* start *

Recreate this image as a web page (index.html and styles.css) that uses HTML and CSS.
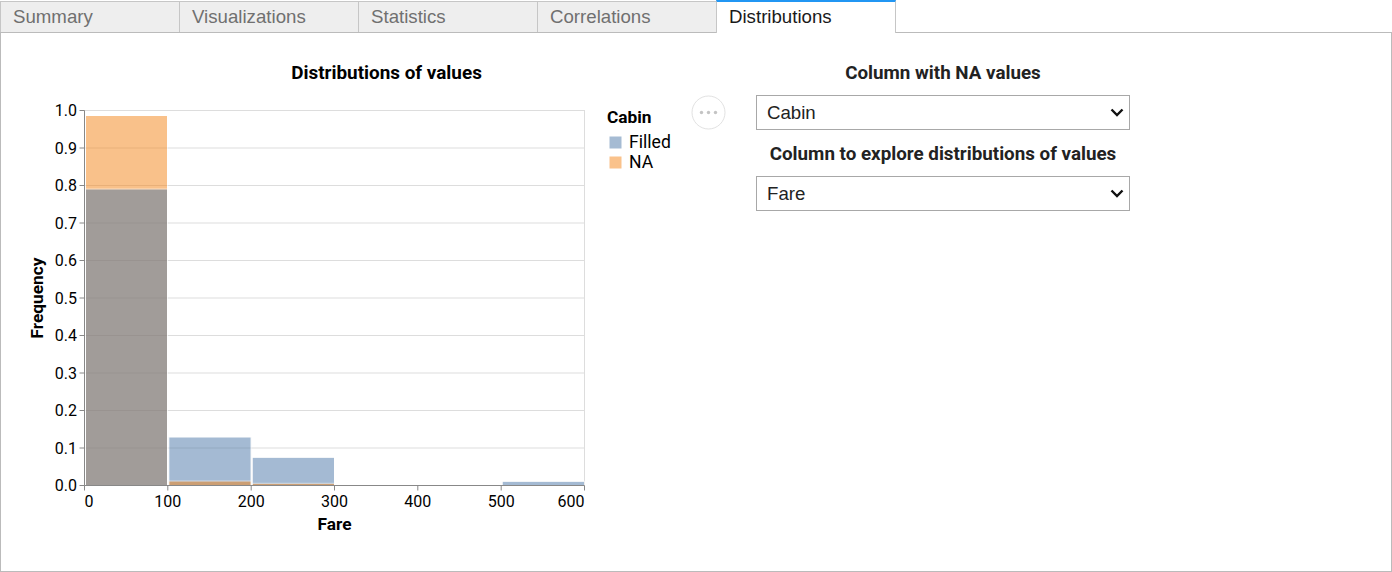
FILE: index.html
```html
<!DOCTYPE html>
<html>
<head>
<meta charset="utf-8">
<title>Distributions</title>
<link rel="stylesheet" href="styles.css">
</head>
<body>
<div class="tabbar">
  <div class="tab">Summary</div>
  <div class="tab">Visualizations</div>
  <div class="tab">Statistics</div>
  <div class="tab">Correlations</div>
  <div class="tab active">Distributions</div>
</div>
<div class="panel">
  <svg class="chart" width="740" height="538" viewBox="0 0 740 538" xmlns="http://www.w3.org/2000/svg">
    <g transform="translate(-1,-33)">
      <text class="title" x="386.5" y="79" text-anchor="middle">Distributions of values</text>
      <!-- grid -->
      <g stroke="#dddddd" stroke-width="1">
        <line x1="84.5" x2="584.5" y1="448" y2="448"/>
        <line x1="84.5" x2="584.5" y1="410.5" y2="410.5"/>
        <line x1="84.5" x2="584.5" y1="373" y2="373"/>
        <line x1="84.5" x2="584.5" y1="335.5" y2="335.5"/>
        <line x1="84.5" x2="584.5" y1="298" y2="298"/>
        <line x1="84.5" x2="584.5" y1="260.5" y2="260.5"/>
        <line x1="84.5" x2="584.5" y1="223" y2="223"/>
        <line x1="84.5" x2="584.5" y1="185.5" y2="185.5"/>
        <line x1="84.5" x2="584.5" y1="148" y2="148"/>
        <rect x="84.5" y="110.5" width="500" height="375" fill="none"/>
      </g>
      <!-- bars -->
      <g stroke="#ffffff" stroke-width="1">
        <rect x="85.5" y="115.5" width="82" height="370" fill="#f58518" opacity="0.5"/>
        <rect x="85.5" y="189" width="82" height="296.5" fill="#4c78a8" opacity="0.5"/>
        <rect x="168.8" y="437" width="82.3" height="48.5" fill="#4c78a8" opacity="0.5"/>
        <rect x="168.8" y="481" width="82.3" height="4.5" fill="#f58518" opacity="0.5"/>
        <rect x="252.2" y="457.3" width="82.3" height="28.2" fill="#4c78a8" opacity="0.5"/>
        <rect x="252.2" y="483.3" width="82.3" height="2.2" fill="#f58518" opacity="0.5"/>
        <rect x="502.2" y="481.3" width="82.3" height="4.2" fill="#4c78a8" opacity="0.5"/>
      </g>
      <!-- y axis -->
      <g stroke="#888888" stroke-width="1">
        <line x1="84.5" x2="84.5" y1="110.5" y2="485.5"/>
        <line x1="79.5" x2="84.5" y1="485.5" y2="485.5"/>
        <line x1="79.5" x2="84.5" y1="448" y2="448"/>
        <line x1="79.5" x2="84.5" y1="410.5" y2="410.5"/>
        <line x1="79.5" x2="84.5" y1="373" y2="373"/>
        <line x1="79.5" x2="84.5" y1="335.5" y2="335.5"/>
        <line x1="79.5" x2="84.5" y1="298" y2="298"/>
        <line x1="79.5" x2="84.5" y1="260.5" y2="260.5"/>
        <line x1="79.5" x2="84.5" y1="223" y2="223"/>
        <line x1="79.5" x2="84.5" y1="185.5" y2="185.5"/>
        <line x1="79.5" x2="84.5" y1="148" y2="148"/>
        <line x1="79.5" x2="84.5" y1="110.5" y2="110.5"/>
      </g>
      <g class="tick" text-anchor="end">
        <text x="77" y="491.3">0.0</text>
        <text x="77" y="453.8">0.1</text>
        <text x="77" y="416.3">0.2</text>
        <text x="77" y="378.8">0.3</text>
        <text x="77" y="341.3">0.4</text>
        <text x="77" y="303.8">0.5</text>
        <text x="77" y="266.3">0.6</text>
        <text x="77" y="228.8">0.7</text>
        <text x="77" y="191.3">0.8</text>
        <text x="77" y="153.8">0.9</text>
        <text x="77" y="116.3">1.0</text>
      </g>
      <text class="axistitle" transform="translate(43,298) rotate(-90)" text-anchor="middle">Frequency</text>
      <!-- x axis -->
      <g stroke="#888888" stroke-width="1">
        <line x1="84.5" x2="584.5" y1="485.5" y2="485.5"/>
        <line x1="84.5" x2="84.5" y1="485.5" y2="490.5"/>
        <line x1="167.8" x2="167.8" y1="485.5" y2="490.5"/>
        <line x1="251.2" x2="251.2" y1="485.5" y2="490.5"/>
        <line x1="334.5" x2="334.5" y1="485.5" y2="490.5"/>
        <line x1="417.8" x2="417.8" y1="485.5" y2="490.5"/>
        <line x1="501.2" x2="501.2" y1="485.5" y2="490.5"/>
        <line x1="584.5" x2="584.5" y1="485.5" y2="490.5"/>
      </g>
      <g class="tick" text-anchor="middle">
        <text x="84.5" y="507" text-anchor="start">0</text>
        <text x="167.8" y="507">100</text>
        <text x="251.2" y="507">200</text>
        <text x="334.5" y="507">300</text>
        <text x="417.8" y="507">400</text>
        <text x="501.2" y="507">500</text>
        <text x="584.5" y="507" text-anchor="end">600</text>
      </g>
      <text class="axistitle" x="334.5" y="530" text-anchor="middle">Fare</text>
      <!-- legend -->
      <text class="axistitle" x="607" y="123.3">Cabin</text>
      <rect x="609.5" y="136.5" width="12" height="12" fill="#4c78a8" opacity="0.5"/>
      <text class="legend" x="629" y="147.5">Filled</text>
      <rect x="609.5" y="156.5" width="12" height="12" fill="#f58518" opacity="0.5"/>
      <text class="legend" x="629" y="167.5">NA</text>
      <!-- actions button -->
      <circle cx="708.5" cy="112.5" r="16.5" fill="#ffffff" stroke="#e2e2e2" stroke-width="1"/>
      <g fill="#c4c4c4">
        <circle cx="701.5" cy="112.5" r="1.7"/>
        <circle cx="708.5" cy="112.5" r="1.7"/>
        <circle cx="715.5" cy="112.5" r="1.7"/>
      </g>
    </g>
  </svg>
  <div class="controls">
    <div class="label">Column with NA values</div>
    <div class="select">
      <span class="value">Cabin</span>
      <svg class="chev" width="14" height="9" viewBox="0 0 14 9"><path d="M1.5 1.5 L7 7 L12.5 1.5" fill="none" stroke="#111" stroke-width="2.4"/></svg>
    </div>
    <div class="label">Column to explore distributions of values</div>
    <div class="select">
      <span class="value">Fare</span>
      <svg class="chev" width="14" height="9" viewBox="0 0 14 9"><path d="M1.5 1.5 L7 7 L12.5 1.5" fill="none" stroke="#111" stroke-width="2.4"/></svg>
    </div>
  </div>
</div>
</body>
</html>
```

FILE: styles.css
```css
html, body {
  margin: 0;
  padding: 0;
  background: #ffffff;
}

body {
  width: 1392px;
  height: 572px;
  overflow: hidden;
}

.tabbar {
  display: flex;
  align-items: flex-end;
  height: 32px;
}

.tab {
  box-sizing: border-box;
  width: 180px;
  height: 31px;
  margin-left: -1px;
  padding-left: 12px;
  background: #eeeeee;
  border: 1px solid #c6c6c6;
  border-bottom: none;
  font-family: "Liberation Sans", Arial, sans-serif;
  font-size: 18.67px;
  line-height: 30px;
  color: #707070;
  white-space: nowrap;
}

.tab:first-child {
  margin-left: 0;
}

.tab.active {
  position: relative;
  z-index: 1;
  height: 33px;
  margin-bottom: -1px;
  background: #ffffff;
  border-top: 2px solid #2196f3;
  color: #1a1a1a;
}

.panel {
  box-sizing: border-box;
  width: 1392px;
  height: 540px;
  border: 1px solid #bbbbbb;
  display: flex;
  align-items: flex-start;
}

.chart {
  display: block;
  flex: none;
}

.chart text {
  font-family: Roboto, "Noto Sans", sans-serif;
  fill: #000000;
}

.chart .title {
  font-size: 18.9px;
  font-weight: 700;
}

.chart .tick text {
  font-size: 16px;
}

.chart .axistitle {
  font-size: 17.3px;
  font-weight: 700;
}

.chart .legend {
  font-size: 17.6px;
}

.controls {
  flex: none;
  width: 374px;
  margin-left: 15px;
  padding-top: 28px;
  display: flex;
  flex-direction: column;
}

.label {
  font-family: Roboto, "Noto Sans", sans-serif;
  font-weight: 700;
  font-size: 18.8px;
  line-height: 24px;
  color: #222222;
  text-align: center;
  margin-bottom: 10px;
}

.select {
  position: relative;
  box-sizing: border-box;
  height: 35px;
  border: 1px solid #a8a8a8;
  padding-left: 10px;
  margin-bottom: 12px;
  display: flex;
  align-items: center;
  font-family: "Liberation Sans", Arial, sans-serif;
  font-size: 18.67px;
  color: #222222;
}

.select .value {
  flex: 1;
}

.select .chev {
  margin-right: 5px;
}
```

* end *

Sift the material for lines with the string "index". Copy each one found.

Solution to this problem:
Recreate this image as a web page (index.html and styles.css) that uses HTML and CSS.
FILE: index.html
  z-index: 1;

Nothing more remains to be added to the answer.